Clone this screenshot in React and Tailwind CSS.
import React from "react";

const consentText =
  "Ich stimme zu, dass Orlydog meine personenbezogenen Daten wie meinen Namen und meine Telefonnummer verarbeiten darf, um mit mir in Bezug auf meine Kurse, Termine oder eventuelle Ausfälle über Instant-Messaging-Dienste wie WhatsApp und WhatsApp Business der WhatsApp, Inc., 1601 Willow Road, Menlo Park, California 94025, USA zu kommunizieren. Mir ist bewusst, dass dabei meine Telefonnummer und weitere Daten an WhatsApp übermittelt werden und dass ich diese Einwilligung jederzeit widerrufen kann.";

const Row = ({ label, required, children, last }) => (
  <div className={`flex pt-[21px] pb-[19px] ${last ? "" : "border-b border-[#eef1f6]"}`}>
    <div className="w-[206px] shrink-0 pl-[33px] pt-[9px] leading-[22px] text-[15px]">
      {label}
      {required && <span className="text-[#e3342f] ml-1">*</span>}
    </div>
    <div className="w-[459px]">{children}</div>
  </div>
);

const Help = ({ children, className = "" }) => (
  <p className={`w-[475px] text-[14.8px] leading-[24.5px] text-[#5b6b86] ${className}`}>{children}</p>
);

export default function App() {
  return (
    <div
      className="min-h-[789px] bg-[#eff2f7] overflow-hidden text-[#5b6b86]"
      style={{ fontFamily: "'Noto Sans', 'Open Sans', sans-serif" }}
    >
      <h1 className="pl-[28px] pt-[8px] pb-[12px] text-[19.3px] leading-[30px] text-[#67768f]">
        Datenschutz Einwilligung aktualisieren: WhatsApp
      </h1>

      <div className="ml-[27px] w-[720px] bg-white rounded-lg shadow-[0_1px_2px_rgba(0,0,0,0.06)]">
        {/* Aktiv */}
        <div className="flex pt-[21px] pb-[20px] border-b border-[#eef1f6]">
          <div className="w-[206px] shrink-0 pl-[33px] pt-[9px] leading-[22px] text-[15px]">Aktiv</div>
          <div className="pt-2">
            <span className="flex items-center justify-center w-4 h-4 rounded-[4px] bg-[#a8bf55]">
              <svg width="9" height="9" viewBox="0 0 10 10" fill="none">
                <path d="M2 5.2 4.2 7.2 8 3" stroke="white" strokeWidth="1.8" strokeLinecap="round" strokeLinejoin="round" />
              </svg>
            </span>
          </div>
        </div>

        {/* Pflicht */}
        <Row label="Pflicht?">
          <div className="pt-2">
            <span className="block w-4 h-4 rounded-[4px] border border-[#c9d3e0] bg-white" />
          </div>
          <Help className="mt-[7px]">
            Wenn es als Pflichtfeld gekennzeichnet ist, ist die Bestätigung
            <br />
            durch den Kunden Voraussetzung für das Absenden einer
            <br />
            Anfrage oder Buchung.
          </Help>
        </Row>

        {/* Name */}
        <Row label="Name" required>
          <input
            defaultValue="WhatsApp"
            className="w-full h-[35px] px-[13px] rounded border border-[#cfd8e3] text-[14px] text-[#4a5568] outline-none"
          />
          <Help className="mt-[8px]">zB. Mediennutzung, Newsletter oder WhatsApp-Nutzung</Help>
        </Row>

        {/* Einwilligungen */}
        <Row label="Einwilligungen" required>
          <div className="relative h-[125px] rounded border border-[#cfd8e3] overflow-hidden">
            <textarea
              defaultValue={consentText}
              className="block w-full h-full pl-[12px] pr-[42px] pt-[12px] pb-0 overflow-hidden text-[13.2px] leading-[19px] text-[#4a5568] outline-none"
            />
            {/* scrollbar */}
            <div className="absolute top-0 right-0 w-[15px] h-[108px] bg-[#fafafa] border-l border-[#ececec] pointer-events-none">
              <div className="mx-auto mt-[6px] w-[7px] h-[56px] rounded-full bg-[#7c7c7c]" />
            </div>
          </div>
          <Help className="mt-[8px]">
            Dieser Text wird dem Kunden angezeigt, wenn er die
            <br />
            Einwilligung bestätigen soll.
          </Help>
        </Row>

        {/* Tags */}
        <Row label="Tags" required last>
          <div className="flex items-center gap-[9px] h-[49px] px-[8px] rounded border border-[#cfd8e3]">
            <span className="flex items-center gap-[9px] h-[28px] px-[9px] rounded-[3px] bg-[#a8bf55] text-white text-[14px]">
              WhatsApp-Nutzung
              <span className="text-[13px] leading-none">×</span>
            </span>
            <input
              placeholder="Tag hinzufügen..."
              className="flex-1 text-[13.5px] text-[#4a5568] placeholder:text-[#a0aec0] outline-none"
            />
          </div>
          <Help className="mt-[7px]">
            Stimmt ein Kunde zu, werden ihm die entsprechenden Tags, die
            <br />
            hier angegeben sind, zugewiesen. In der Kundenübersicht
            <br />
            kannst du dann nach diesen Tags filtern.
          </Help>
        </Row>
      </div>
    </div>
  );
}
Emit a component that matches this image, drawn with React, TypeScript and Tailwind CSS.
□ □ □ □
The lines to collect are those holding the string "React"; copy them all.

Clone this screenshot in React and Tailwind CSS.
import React from "react";
Emit a component that matches this image, drawn with React, TypeScript and Tailwind CSS.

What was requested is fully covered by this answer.